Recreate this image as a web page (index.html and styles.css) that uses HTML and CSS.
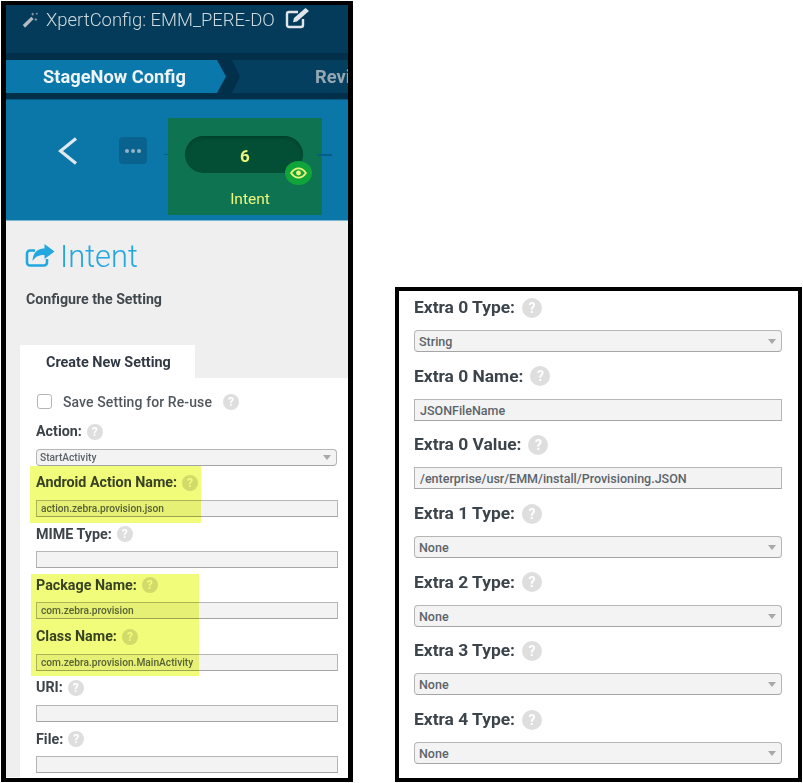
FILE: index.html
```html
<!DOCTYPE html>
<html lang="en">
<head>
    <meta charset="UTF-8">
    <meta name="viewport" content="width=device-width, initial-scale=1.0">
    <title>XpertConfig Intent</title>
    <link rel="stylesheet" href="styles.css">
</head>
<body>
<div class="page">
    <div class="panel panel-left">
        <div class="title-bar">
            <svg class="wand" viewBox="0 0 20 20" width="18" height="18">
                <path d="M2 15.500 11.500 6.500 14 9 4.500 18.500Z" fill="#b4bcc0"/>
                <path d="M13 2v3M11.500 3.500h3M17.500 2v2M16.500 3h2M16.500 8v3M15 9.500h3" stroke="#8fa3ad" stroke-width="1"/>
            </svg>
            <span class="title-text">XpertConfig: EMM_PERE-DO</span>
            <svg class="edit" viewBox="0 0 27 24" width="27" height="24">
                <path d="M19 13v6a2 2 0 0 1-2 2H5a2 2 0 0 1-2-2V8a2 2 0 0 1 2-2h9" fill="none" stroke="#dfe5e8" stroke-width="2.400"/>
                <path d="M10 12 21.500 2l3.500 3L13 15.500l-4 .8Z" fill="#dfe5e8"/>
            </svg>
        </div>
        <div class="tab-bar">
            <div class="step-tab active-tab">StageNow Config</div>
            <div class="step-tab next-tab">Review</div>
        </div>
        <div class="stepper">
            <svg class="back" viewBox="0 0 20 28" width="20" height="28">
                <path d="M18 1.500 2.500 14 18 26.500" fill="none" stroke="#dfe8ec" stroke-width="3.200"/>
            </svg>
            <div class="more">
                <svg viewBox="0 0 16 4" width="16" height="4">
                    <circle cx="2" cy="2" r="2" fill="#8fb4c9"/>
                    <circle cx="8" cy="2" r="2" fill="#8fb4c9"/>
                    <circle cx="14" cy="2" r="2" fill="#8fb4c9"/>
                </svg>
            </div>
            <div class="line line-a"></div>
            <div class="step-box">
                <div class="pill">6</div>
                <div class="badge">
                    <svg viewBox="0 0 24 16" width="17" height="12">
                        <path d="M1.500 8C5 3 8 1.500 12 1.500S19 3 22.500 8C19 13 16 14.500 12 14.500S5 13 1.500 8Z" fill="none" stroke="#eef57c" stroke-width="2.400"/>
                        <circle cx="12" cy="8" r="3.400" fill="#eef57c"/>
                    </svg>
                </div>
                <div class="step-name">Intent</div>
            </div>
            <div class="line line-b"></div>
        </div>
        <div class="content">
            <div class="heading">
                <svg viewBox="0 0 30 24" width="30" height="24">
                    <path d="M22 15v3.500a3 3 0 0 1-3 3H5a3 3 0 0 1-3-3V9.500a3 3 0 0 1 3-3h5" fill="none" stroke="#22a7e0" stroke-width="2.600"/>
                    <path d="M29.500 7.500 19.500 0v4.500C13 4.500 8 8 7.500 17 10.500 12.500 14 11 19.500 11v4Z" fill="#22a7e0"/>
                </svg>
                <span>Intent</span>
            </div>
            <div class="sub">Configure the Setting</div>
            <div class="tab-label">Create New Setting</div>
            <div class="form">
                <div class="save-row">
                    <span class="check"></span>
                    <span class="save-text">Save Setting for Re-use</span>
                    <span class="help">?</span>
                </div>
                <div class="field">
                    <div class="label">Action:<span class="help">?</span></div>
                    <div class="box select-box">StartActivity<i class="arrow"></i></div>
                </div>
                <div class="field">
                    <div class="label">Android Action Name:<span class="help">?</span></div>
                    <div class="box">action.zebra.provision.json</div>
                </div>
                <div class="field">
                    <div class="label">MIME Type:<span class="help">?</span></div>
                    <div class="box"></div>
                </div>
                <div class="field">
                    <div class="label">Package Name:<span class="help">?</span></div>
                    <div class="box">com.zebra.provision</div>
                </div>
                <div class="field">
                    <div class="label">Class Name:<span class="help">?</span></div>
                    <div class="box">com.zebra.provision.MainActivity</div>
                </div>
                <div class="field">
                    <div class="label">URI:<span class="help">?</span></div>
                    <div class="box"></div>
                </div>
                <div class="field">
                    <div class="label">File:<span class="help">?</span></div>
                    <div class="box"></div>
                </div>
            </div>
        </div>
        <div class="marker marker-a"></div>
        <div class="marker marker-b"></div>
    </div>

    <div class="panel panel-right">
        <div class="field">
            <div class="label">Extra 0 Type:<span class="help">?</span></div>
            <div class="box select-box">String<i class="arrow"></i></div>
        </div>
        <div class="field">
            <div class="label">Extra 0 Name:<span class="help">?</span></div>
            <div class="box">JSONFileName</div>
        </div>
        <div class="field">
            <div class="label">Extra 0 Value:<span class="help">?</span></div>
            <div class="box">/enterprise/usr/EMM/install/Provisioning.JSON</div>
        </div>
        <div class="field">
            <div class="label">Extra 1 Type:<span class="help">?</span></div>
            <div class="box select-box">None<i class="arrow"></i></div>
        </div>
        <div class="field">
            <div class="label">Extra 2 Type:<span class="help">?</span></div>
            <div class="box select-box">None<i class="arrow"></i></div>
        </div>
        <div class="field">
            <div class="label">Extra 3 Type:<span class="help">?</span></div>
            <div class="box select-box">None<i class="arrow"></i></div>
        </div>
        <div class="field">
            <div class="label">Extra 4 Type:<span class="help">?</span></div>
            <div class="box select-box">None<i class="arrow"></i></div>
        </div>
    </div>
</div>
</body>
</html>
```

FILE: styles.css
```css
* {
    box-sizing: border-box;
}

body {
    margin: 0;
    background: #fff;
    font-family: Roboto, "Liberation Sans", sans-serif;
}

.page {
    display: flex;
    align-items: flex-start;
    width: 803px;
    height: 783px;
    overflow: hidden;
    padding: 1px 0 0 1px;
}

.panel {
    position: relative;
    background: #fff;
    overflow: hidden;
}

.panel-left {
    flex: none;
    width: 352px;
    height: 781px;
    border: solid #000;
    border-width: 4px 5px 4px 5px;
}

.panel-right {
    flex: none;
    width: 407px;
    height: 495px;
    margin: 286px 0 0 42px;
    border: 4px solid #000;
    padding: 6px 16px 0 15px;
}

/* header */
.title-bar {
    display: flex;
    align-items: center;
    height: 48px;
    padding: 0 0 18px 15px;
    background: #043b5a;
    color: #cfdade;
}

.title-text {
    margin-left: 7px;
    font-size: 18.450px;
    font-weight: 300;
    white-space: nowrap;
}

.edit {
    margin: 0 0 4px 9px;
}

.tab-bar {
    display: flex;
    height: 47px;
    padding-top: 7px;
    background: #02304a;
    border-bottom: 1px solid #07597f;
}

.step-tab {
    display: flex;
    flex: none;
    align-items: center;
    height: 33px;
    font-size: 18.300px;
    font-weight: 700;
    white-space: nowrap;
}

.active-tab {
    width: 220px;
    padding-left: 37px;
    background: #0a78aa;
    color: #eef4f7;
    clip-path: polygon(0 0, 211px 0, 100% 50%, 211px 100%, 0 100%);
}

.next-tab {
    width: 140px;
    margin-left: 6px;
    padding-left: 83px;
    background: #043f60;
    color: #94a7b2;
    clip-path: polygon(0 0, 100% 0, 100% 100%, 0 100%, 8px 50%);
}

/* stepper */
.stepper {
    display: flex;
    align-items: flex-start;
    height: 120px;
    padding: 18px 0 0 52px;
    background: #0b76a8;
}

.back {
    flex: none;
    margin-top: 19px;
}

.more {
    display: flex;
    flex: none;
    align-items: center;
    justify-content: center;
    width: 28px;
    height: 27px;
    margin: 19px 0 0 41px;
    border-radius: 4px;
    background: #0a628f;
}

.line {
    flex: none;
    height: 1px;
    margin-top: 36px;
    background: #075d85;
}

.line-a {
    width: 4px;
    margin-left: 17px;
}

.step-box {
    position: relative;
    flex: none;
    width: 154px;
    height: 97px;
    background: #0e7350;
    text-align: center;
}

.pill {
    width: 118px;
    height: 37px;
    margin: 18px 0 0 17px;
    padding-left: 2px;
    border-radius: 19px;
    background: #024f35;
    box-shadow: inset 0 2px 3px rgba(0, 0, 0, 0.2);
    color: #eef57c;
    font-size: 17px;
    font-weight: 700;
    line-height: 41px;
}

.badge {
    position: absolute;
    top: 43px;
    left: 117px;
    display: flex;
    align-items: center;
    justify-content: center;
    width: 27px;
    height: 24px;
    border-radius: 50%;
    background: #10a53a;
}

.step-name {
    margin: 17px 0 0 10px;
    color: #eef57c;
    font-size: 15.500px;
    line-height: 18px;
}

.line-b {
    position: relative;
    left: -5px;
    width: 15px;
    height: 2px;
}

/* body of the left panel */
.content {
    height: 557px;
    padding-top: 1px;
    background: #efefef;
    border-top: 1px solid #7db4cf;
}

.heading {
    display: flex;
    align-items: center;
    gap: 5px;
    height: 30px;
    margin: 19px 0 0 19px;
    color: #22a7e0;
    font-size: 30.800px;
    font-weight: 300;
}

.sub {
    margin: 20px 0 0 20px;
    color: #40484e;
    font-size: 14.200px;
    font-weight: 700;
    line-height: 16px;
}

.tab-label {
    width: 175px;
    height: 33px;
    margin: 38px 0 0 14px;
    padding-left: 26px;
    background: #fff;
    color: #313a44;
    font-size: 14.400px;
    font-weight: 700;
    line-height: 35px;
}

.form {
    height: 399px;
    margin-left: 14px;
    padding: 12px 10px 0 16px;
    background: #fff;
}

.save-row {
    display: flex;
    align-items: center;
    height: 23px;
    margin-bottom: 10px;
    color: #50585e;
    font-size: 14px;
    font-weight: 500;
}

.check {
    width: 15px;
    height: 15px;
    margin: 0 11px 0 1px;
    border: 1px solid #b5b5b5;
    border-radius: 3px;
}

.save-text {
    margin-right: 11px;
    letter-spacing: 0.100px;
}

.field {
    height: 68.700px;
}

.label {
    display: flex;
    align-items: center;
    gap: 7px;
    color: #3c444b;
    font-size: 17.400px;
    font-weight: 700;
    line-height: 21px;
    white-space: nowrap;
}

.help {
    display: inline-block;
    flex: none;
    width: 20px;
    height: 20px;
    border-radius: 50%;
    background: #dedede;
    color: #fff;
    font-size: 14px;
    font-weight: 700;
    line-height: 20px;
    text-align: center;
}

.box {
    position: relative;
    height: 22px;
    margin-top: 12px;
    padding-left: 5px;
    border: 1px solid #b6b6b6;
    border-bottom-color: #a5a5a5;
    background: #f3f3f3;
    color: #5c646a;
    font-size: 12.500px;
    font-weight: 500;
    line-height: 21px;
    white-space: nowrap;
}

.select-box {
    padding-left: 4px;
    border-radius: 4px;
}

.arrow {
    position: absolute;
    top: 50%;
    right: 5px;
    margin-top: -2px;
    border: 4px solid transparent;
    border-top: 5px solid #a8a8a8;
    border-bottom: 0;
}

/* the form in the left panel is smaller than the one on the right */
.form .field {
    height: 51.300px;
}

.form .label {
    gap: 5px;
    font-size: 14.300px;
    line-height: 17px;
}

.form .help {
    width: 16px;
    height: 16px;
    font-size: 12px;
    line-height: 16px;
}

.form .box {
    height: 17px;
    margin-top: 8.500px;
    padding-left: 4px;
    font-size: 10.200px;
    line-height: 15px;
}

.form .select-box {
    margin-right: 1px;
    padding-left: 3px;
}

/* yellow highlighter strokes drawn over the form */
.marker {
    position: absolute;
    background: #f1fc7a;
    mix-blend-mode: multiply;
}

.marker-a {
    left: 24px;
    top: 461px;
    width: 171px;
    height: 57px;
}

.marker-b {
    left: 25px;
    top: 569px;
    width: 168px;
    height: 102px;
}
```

**GIVEN PROBLEM**
Report how many lines in this data include the string "page", and nothing else.

**RESULT**
3